Transcribe only the part of the material below that begins at the line containing "Output the component" and ends at the line containing "string; checked?: boolean;", with both kept and images left out.

─── SUPPLIED ENTRIES

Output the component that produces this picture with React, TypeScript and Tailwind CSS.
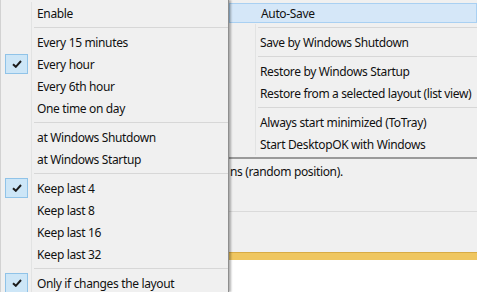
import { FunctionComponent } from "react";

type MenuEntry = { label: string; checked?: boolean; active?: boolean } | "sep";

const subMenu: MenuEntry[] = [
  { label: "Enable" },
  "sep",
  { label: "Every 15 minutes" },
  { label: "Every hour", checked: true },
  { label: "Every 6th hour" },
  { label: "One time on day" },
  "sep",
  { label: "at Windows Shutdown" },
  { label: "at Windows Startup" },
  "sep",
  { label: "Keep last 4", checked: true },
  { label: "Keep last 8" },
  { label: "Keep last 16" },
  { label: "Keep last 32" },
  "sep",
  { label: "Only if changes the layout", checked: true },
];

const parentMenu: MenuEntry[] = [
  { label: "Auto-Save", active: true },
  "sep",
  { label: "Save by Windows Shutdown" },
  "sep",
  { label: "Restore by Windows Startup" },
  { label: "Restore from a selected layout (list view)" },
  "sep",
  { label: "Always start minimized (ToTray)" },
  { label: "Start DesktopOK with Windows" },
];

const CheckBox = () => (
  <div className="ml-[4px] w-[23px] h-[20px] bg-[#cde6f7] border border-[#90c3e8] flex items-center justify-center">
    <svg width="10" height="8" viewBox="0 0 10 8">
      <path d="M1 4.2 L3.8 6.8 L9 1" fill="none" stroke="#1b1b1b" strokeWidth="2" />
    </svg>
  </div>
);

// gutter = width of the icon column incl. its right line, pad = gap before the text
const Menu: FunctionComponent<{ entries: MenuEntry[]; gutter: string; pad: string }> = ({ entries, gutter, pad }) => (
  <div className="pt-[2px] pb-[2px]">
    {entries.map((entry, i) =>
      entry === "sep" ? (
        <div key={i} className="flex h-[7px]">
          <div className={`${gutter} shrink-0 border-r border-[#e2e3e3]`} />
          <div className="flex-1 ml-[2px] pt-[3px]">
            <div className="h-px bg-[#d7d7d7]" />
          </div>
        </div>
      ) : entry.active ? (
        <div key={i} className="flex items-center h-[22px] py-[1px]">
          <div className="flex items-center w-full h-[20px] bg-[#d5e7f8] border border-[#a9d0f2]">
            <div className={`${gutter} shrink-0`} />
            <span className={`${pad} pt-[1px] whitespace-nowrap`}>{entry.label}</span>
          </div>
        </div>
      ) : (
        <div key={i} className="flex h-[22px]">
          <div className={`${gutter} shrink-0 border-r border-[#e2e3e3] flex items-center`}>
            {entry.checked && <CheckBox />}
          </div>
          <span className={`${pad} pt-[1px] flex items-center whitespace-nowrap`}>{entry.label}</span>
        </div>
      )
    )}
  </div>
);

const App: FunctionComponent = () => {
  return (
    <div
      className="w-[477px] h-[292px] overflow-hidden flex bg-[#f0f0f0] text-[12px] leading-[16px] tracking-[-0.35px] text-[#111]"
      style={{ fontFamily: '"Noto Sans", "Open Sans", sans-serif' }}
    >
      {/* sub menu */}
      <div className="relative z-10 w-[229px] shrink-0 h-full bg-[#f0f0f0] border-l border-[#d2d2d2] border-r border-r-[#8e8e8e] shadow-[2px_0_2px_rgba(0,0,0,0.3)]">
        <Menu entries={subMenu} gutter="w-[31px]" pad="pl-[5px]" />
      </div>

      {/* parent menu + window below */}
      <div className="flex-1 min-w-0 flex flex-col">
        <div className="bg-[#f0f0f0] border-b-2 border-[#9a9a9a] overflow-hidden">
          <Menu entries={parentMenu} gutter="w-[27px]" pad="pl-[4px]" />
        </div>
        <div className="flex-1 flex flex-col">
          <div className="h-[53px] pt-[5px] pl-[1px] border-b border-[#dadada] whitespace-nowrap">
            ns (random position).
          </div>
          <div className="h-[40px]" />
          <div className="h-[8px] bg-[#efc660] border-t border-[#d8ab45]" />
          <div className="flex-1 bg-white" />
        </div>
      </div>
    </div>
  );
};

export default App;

──────
─── SUPPLIED ENTRIES

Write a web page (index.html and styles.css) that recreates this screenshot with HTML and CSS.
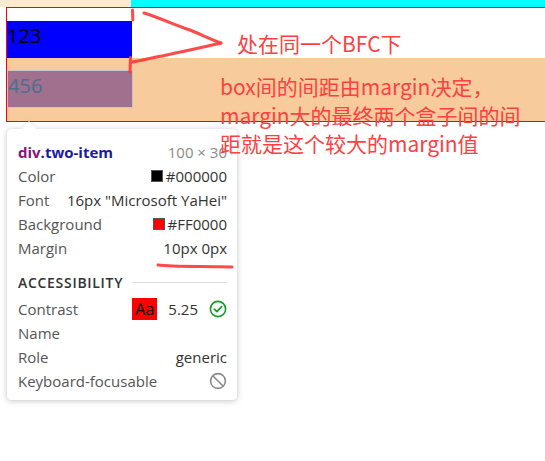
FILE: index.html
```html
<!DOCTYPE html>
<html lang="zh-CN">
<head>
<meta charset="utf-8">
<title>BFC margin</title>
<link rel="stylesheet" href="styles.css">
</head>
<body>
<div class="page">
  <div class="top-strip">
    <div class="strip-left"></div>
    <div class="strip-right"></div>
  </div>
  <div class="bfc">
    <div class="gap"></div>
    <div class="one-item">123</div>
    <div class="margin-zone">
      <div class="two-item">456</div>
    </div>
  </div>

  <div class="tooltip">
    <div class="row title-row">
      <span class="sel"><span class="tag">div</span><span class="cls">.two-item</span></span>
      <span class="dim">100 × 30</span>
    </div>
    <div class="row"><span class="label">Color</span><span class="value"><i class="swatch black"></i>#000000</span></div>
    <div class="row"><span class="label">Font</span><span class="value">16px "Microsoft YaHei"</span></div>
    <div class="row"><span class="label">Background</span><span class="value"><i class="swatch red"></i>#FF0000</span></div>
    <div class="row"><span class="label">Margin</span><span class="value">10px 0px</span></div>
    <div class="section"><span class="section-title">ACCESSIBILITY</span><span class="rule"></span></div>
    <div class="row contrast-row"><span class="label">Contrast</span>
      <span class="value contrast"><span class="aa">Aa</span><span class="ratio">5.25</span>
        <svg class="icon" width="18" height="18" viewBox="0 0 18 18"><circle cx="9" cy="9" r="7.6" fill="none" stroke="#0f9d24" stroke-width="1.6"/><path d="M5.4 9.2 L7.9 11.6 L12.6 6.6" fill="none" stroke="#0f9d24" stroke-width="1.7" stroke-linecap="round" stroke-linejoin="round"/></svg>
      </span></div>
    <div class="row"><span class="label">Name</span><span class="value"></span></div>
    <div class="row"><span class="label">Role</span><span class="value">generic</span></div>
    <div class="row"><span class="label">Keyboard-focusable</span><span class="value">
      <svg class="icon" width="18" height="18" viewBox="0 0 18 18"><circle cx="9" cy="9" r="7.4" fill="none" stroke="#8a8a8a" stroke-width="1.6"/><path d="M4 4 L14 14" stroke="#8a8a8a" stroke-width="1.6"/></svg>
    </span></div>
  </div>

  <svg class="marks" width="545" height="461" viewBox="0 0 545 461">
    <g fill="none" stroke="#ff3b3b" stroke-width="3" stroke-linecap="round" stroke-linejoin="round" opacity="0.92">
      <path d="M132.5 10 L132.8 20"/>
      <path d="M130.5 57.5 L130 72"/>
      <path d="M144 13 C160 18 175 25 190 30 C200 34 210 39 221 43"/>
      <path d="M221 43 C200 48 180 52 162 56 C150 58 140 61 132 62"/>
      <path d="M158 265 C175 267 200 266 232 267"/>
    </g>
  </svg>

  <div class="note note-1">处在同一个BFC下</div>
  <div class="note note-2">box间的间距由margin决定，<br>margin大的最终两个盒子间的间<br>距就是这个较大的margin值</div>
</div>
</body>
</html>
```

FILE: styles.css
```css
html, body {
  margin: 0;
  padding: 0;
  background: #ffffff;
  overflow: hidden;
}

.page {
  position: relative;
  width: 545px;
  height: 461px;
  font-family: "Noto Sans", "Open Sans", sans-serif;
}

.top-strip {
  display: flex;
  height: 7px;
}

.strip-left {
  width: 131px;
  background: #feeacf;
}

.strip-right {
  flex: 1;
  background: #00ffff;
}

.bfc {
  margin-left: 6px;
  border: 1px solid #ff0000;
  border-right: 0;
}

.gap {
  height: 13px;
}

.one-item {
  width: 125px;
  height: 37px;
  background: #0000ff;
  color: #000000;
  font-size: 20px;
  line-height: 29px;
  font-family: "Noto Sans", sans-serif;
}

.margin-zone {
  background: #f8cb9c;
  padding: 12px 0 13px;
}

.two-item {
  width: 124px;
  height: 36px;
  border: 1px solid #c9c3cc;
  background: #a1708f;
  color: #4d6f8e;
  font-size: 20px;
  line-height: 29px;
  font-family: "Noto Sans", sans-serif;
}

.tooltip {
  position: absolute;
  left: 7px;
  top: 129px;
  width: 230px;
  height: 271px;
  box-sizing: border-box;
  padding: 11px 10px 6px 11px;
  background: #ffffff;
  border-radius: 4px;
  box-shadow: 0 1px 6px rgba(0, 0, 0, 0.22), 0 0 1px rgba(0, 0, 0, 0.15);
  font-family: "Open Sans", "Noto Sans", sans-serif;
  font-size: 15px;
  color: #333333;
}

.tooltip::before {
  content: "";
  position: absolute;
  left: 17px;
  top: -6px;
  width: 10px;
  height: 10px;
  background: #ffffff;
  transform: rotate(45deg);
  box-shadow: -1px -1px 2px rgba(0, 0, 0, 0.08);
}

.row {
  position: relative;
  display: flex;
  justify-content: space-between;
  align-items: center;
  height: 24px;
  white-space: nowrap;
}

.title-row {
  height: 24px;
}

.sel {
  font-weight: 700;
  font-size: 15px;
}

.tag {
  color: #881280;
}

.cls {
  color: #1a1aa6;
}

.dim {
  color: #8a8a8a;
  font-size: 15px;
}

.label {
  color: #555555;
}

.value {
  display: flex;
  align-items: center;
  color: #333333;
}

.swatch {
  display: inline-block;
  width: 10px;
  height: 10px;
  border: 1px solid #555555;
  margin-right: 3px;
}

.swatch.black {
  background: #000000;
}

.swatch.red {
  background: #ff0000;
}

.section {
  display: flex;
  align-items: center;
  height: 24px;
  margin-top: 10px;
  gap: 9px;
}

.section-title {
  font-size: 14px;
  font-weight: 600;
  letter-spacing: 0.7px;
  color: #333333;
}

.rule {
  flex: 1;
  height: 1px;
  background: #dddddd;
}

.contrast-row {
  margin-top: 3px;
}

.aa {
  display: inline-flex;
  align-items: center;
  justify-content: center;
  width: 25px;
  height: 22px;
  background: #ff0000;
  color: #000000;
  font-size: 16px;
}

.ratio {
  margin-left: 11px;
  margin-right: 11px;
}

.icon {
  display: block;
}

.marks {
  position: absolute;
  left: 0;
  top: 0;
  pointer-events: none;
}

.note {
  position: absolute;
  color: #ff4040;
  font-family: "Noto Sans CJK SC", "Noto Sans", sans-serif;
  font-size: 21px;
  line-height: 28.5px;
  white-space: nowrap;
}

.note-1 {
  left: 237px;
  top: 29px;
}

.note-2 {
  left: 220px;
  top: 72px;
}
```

──────

WRITTEN ANSWER
Output the component that produces this picture with React, TypeScript and Tailwind CSS.
import { FunctionComponent } from "react";

type MenuEntry = { label: string; checked?: boolean; active?: boolean } | "sep";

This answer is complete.